I have some BAM files where the reads are phased, such that each read belongs to haplotype 1 or 2 (or NA if the read isn't phased). Next I call variants in these BAMs, and obtain an unphased VCF. The question is: is there a method, algorithm, software, anything, that allows me to phase the variants in the VCF based on the phasing information in the BAM?
My explanation above probably wasn't clear enough. I don't want to phase the BAM, the BAM is already phased. I basically want to use the phasing in the BAM to infer the phasing of the VCF.
The BAM is phased using a linked-read technology from 10x Genomics. Basically, DNA fragments are barcoded such that two reads that have the same barcode are close together, and this gives the information to, among other things, phase the data.
@Vitis answer actually solves my problem, although it isn't exactly what I was looking for initially.
With WhatsHap, you can phase a VCF by providing a BAM file and optionally a phased VCF file. WhatsHap will phase the input VCF with read-backed phasing and use haplotypes defined in the phased VCF as well.

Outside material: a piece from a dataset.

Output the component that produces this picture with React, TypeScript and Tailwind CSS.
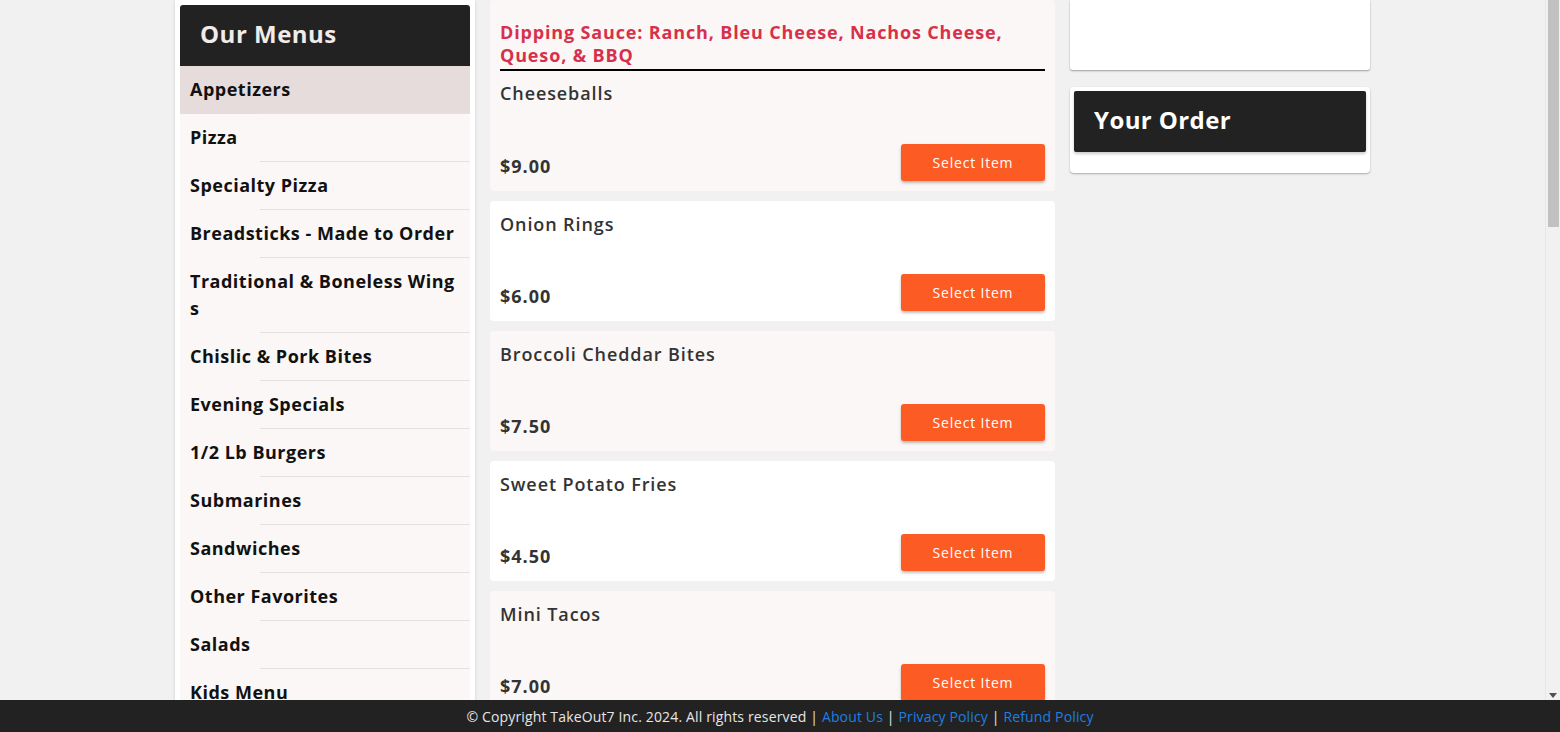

So what I will do is actually phase my VCF based on a different already phased VCF of the same sample.
If you do have the problem I posed originally, and don't have a phased VCF, I think there is a potential work-around. If you can extract haplotypes, or phase-blocks, from your phased BAM, you could write them to a BAM as fictitious reads, and have WhatsHap phase your input VCF based on that.